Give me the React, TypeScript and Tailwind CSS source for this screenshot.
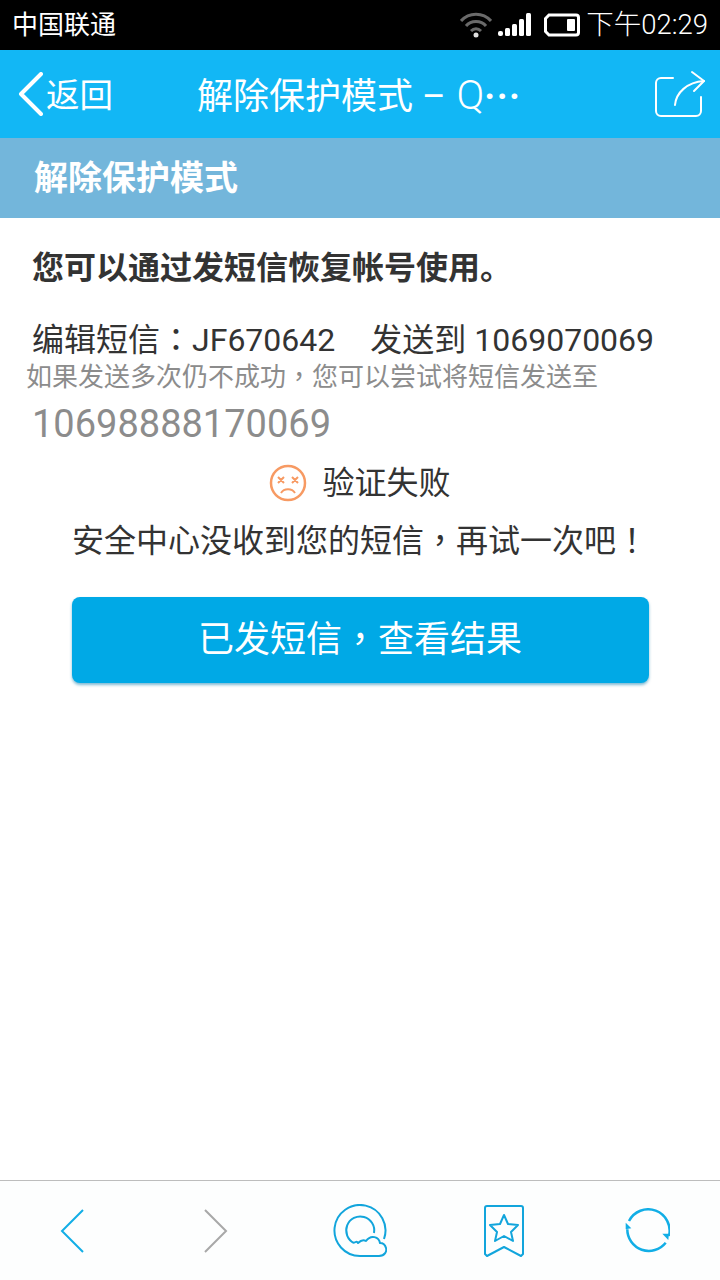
const font = "font-['Roboto','Noto_Sans_CJK_SC',sans-serif]";

// full-width punctuation sits in the middle of the cell in the reference
function P({ children }: { children: string }) {
  return <span className="font-['Roboto','Noto_Sans_CJK_TC',sans-serif]">{children}</span>;
}

function StatusBar() {
  return (
    <div className="flex h-[50px] items-center justify-between bg-black pr-[12px] pl-[12px] text-white">
      <span className="text-[26px] leading-none">中国联通</span>
      <div className="flex items-center">
        <svg width="32" height="26" viewBox="0 0 32 26" fill="none" stroke="#6a6a6a" strokeWidth="3">
          <path d="M1 9C9 0 23 0 31 9" />
          <path d="M6 14C11 8 21 8 26 14" />
          <path d="M11 19C14 16 18 16 21 19" />
          <circle cx="16" cy="23" r="2.500" fill="#e0e0e0" stroke="none" />
        </svg>
        <svg className="ml-[6px]" width="34" height="24" viewBox="0 0 34 24" fill="#fff">
          <rect x="0" y="18" width="5" height="5" rx="2" />
          <rect x="7" y="15" width="5" height="8" rx="1.500" />
          <rect x="14" y="11" width="5" height="12" rx="1.500" />
          <rect x="21" y="6" width="5" height="17" rx="1.500" />
          <rect x="28" y="0" width="5" height="23" rx="1.500" />
        </svg>
        <svg className="ml-[12px]" width="36" height="24" viewBox="0 0 36 24" fill="none">
          <path d="M5 2H32A2.500 2.500 0 0 1 34.500 4.500V19.500A2.500 2.500 0 0 1 32 22H5L1.500 18.500V5.500Z" stroke="#fff" strokeWidth="3" />
          <rect x="23" y="6" width="8" height="12" rx="1" fill="#fff" />
        </svg>
        <span className="ml-[6px] text-[27.5px] leading-none font-light">下午02:29</span>
      </div>
    </div>
  );
}

function NavBar() {
  return (
    <div className="flex h-[88px] items-center bg-[#12b7f5] text-white">
      <svg className="ml-[18px]" width="26" height="44" viewBox="0 0 26 44" fill="none" stroke="#fff" strokeWidth="4" strokeLinecap="round" strokeLinejoin="round">
        <path d="M23 2L3 22L23 42" />
      </svg>
      <span className="ml-[2px] w-[87px] pt-[3px] text-[33.500px] leading-none">返回</span>
      <div className="ml-[64px] flex items-baseline pt-[3px] leading-none">
        <span className="text-[36px]">解除保护模式 –</span>
        <span className="ml-[11px] text-[41px] font-light">Q</span>
        <span className="text-[36px] font-bold tracking-[1.500px]">···</span>
      </div>
      <svg className="mr-[14px] ml-auto" width="52" height="48" viewBox="0 0 52 48" fill="none" stroke="#fff" strokeWidth="2" strokeLinecap="round" strokeLinejoin="round">
        <path d="M19 8H7A5 5 0 0 0 2 13V41A5 5 0 0 0 7 46H42A5 5 0 0 0 47 41V27" />
        <path d="M21 35C22 23 33 12 50 11" />
        <path d="M38 2L50 11L40 21" />
      </svg>
    </div>
  );
}

function BottomBar() {
  return (
    <div className="flex h-[100px] items-center border-t border-[#bdbdbd] bg-[#fdfefe] pl-[59px]">
      <svg width="26" height="44" viewBox="0 0 26 44" fill="none" stroke="#12aee6" strokeWidth="2">
        <path d="M24 1L3 22L24 43" />
      </svg>
      <svg className="ml-[118px]" width="26" height="44" viewBox="0 0 26 44" fill="none" stroke="#a8a8a8" strokeWidth="2">
        <path d="M2 1L23 22L2 43" />
      </svg>
      <svg className="ml-[104px]" width="54" height="54" viewBox="0 0 54 54" fill="none" stroke="#12a5dc" strokeWidth="2" strokeLinejoin="round">
        <path d="M27 52A25.500 25.500 0 1 1 51 35" />
        <path d="M21 39A14 14 0 1 1 41 29" />
        <path d="M27 52H46C52 52 54 47 53 44C52 40 49 39 47 39C46 33 38 30 33 37C30 35 27 37 25 39C24 37 22 38 21 39" />
      </svg>
      <svg className="ml-[97px]" width="40" height="52" viewBox="0 0 40 52" fill="none" stroke="#12a5dc" strokeWidth="2" strokeLinejoin="round">
        <path d="M3 1H37A2 2 0 0 1 39 3V49L37 51L20 42L3 51L1 49V3A2 2 0 0 1 3 1Z" />
        <path d="M20 10L24 19L34 20L27 27L29 36L20 31L11 36L13 27L6 20L16 19Z" />
      </svg>
      <svg className="ml-[100px]" width="46" height="46" viewBox="0 0 46 46" fill="none" stroke="#12aee6" strokeWidth="2.500">
        <path d="M5 13A21.500 21.500 0 0 1 45 28" />
        <path d="M41.700 34.700A21.500 21.500 0 0 1 3.300 21.300" />
        <path d="M1.700 14.700L7.300 20.300L1.700 21.300Z" fill="#12aee6" stroke="none" />
        <path d="M38.300 25.700L45 25.700L44.300 32Z" fill="#12aee6" stroke="none" />
      </svg>
    </div>
  );
}

export default function App() {
  return (
    <div className={`flex h-[1280px] w-[720px] flex-col bg-white ${font}`}>
      <StatusBar />
      <NavBar />
      <div className="flex h-[80px] items-center bg-[#73b6db] pl-[34px] text-[34px] leading-none font-bold text-white">
        解除保护模式
      </div>
      <div className="flex-1">
        <div className="mt-[32px] pl-[32px] text-[32px] leading-[36px] font-bold text-[#333]">
          您可以通过发短信恢复帐号使用。
        </div>
        <div className="mt-[36px] flex pl-[32px] text-[32px] leading-[36px] text-[#333]">
          <span>编辑短信<P>：</P>JF670642</span>
          <span className="ml-[35px]">发送到 1069070069</span>
        </div>
        <div className="mt-[3px] pl-[26px] text-[26px] leading-[32px] text-[#8c8c8c]">
          如果发送多次仍不成功<P>，</P>您可以尝试将短信发送至
        </div>
        <div className="mt-[9px] pl-[32px] text-[38px] leading-[44px] text-[#8c8c8c]">10698888170069</div>
        <div className="mt-[17px] flex items-center justify-center">
          <svg width="38" height="38" viewBox="0 0 38 38" fill="none" stroke="#f79a63" strokeWidth="2.500">
            <circle cx="19" cy="19" r="17" />
            <path d="M9 13L15 19M15 13L9 19M23 13L29 19M29 13L23 19" strokeWidth="2" />
            <path d="M12 29C15 24 23 24 26 29" strokeWidth="2" />
          </svg>
          <span className="ml-[15px] text-[32px] leading-[40px] text-[#333]">验证失败</span>
        </div>
        <div className="mt-[18px] text-center text-[32px] leading-[40px] text-[#333]">
          安全中心没收到您的短信<P>，</P>再试一次吧<P>！</P>
        </div>
        <button className="mx-auto mt-[36px] block h-[86px] w-[577px] rounded-[8px] bg-[#00a9e6] text-[36px] text-white shadow-[0_2px_3px_rgba(0,120,170,0.5)]">
          已发短信<P>，</P>查看结果
        </button>
      </div>
      <BottomBar />
    </div>
  );
}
..........
* [What you are asked to do] Take the data above and repeat it exactly, leaving each picture out.

* [Exercise result]
Give me the React, TypeScript and Tailwind CSS source for this screenshot.
const font = "font-['Roboto','Noto_Sans_CJK_SC',sans-serif]";

// full-width punctuation sits in the middle of the cell in the reference
function P({ children }: { children: string }) {
  return <span className="font-['Roboto','Noto_Sans_CJK_TC',sans-serif]">{children}</span>;
}

function StatusBar() {
  return (
    <div className="flex h-[50px] items-center justify-between bg-black pr-[12px] pl-[12px] text-white">
      <span className="text-[26px] leading-none">中国联通</span>
      <div className="flex items-center">
        <svg width="32" height="26" viewBox="0 0 32 26" fill="none" stroke="#6a6a6a" strokeWidth="3">
          <path d="M1 9C9 0 23 0 31 9" />
          <path d="M6 14C11 8 21 8 26 14" />
          <path d="M11 19C14 16 18 16 21 19" />
          <circle cx="16" cy="23" r="2.500" fill="#e0e0e0" stroke="none" />
        </svg>
        <svg className="ml-[6px]" width="34" height="24" viewBox="0 0 34 24" fill="#fff">
          <rect x="0" y="18" width="5" height="5" rx="2" />
          <rect x="7" y="15" width="5" height="8" rx="1.500" />
          <rect x="14" y="11" width="5" height="12" rx="1.500" />
          <rect x="21" y="6" width="5" height="17" rx="1.500" />
          <rect x="28" y="0" width="5" height="23" rx="1.500" />
        </svg>
        <svg className="ml-[12px]" width="36" height="24" viewBox="0 0 36 24" fill="none">
          <path d="M5 2H32A2.500 2.500 0 0 1 34.500 4.500V19.500A2.500 2.500 0 0 1 32 22H5L1.500 18.500V5.500Z" stroke="#fff" strokeWidth="3" />
          <rect x="23" y="6" width="8" height="12" rx="1" fill="#fff" />
        </svg>
        <span className="ml-[6px] text-[27.5px] leading-none font-light">下午02:29</span>
      </div>
    </div>
  );
}

function NavBar() {
  return (
    <div className="flex h-[88px] items-center bg-[#12b7f5] text-white">
      <svg className="ml-[18px]" width="26" height="44" viewBox="0 0 26 44" fill="none" stroke="#fff" strokeWidth="4" strokeLinecap="round" strokeLinejoin="round">
        <path d="M23 2L3 22L23 42" />
      </svg>
      <span className="ml-[2px] w-[87px] pt-[3px] text-[33.500px] leading-none">返回</span>
      <div className="ml-[64px] flex items-baseline pt-[3px] leading-none">
        <span className="text-[36px]">解除保护模式 –</span>
        <span className="ml-[11px] text-[41px] font-light">Q</span>
        <span className="text-[36px] font-bold tracking-[1.500px]">···</span>
      </div>
      <svg className="mr-[14px] ml-auto" width="52" height="48" viewBox="0 0 52 48" fill="none" stroke="#fff" strokeWidth="2" strokeLinecap="round" strokeLinejoin="round">
        <path d="M19 8H7A5 5 0 0 0 2 13V41A5 5 0 0 0 7 46H42A5 5 0 0 0 47 41V27" />
        <path d="M21 35C22 23 33 12 50 11" />
        <path d="M38 2L50 11L40 21" />
      </svg>
    </div>
  );
}

function BottomBar() {
  return (
    <div className="flex h-[100px] items-center border-t border-[#bdbdbd] bg-[#fdfefe] pl-[59px]">
      <svg width="26" height="44" viewBox="0 0 26 44" fill="none" stroke="#12aee6" strokeWidth="2">
        <path d="M24 1L3 22L24 43" />
      </svg>
      <svg className="ml-[118px]" width="26" height="44" viewBox="0 0 26 44" fill="none" stroke="#a8a8a8" strokeWidth="2">
        <path d="M2 1L23 22L2 43" />
      </svg>
      <svg className="ml-[104px]" width="54" height="54" viewBox="0 0 54 54" fill="none" stroke="#12a5dc" strokeWidth="2" strokeLinejoin="round">
        <path d="M27 52A25.500 25.500 0 1 1 51 35" />
        <path d="M21 39A14 14 0 1 1 41 29" />
        <path d="M27 52H46C52 52 54 47 53 44C52 40 49 39 47 39C46 33 38 30 33 37C30 35 27 37 25 39C24 37 22 38 21 39" />
      </svg>
      <svg className="ml-[97px]" width="40" height="52" viewBox="0 0 40 52" fill="none" stroke="#12a5dc" strokeWidth="2" strokeLinejoin="round">
        <path d="M3 1H37A2 2 0 0 1 39 3V49L37 51L20 42L3 51L1 49V3A2 2 0 0 1 3 1Z" />
        <path d="M20 10L24 19L34 20L27 27L29 36L20 31L11 36L13 27L6 20L16 19Z" />
      </svg>
      <svg className="ml-[100px]" width="46" height="46" viewBox="0 0 46 46" fill="none" stroke="#12aee6" strokeWidth="2.500">
        <path d="M5 13A21.500 21.500 0 0 1 45 28" />
        <path d="M41.700 34.700A21.500 21.500 0 0 1 3.300 21.300" />
        <path d="M1.700 14.700L7.300 20.300L1.700 21.300Z" fill="#12aee6" stroke="none" />
        <path d="M38.300 25.700L45 25.700L44.300 32Z" fill="#12aee6" stroke="none" />
      </svg>
    </div>
  );
}

export default function App() {
  return (
    <div className={`flex h-[1280px] w-[720px] flex-col bg-white ${font}`}>
      <StatusBar />
      <NavBar />
      <div className="flex h-[80px] items-center bg-[#73b6db] pl-[34px] text-[34px] leading-none font-bold text-white">
        解除保护模式
      </div>
      <div className="flex-1">
        <div className="mt-[32px] pl-[32px] text-[32px] leading-[36px] font-bold text-[#333]">
          您可以通过发短信恢复帐号使用。
        </div>
        <div className="mt-[36px] flex pl-[32px] text-[32px] leading-[36px] text-[#333]">
          <span>编辑短信<P>：</P>JF670642</span>
          <span className="ml-[35px]">发送到 1069070069</span>
        </div>
        <div className="mt-[3px] pl-[26px] text-[26px] leading-[32px] text-[#8c8c8c]">
          如果发送多次仍不成功<P>，</P>您可以尝试将短信发送至
        </div>
        <div className="mt-[9px] pl-[32px] text-[38px] leading-[44px] text-[#8c8c8c]">10698888170069</div>
        <div className="mt-[17px] flex items-center justify-center">
          <svg width="38" height="38" viewBox="0 0 38 38" fill="none" stroke="#f79a63" strokeWidth="2.500">
            <circle cx="19" cy="19" r="17" />
            <path d="M9 13L15 19M15 13L9 19M23 13L29 19M29 13L23 19" strokeWidth="2" />
            <path d="M12 29C15 24 23 24 26 29" strokeWidth="2" />
          </svg>
          <span className="ml-[15px] text-[32px] leading-[40px] text-[#333]">验证失败</span>
        </div>
        <div className="mt-[18px] text-center text-[32px] leading-[40px] text-[#333]">
          安全中心没收到您的短信<P>，</P>再试一次吧<P>！</P>
        </div>
        <button className="mx-auto mt-[36px] block h-[86px] w-[577px] rounded-[8px] bg-[#00a9e6] text-[36px] text-white shadow-[0_2px_3px_rgba(0,120,170,0.5)]">
          已发短信<P>，</P>查看结果
        </button>
      </div>
      <BottomBar />
    </div>
  );
}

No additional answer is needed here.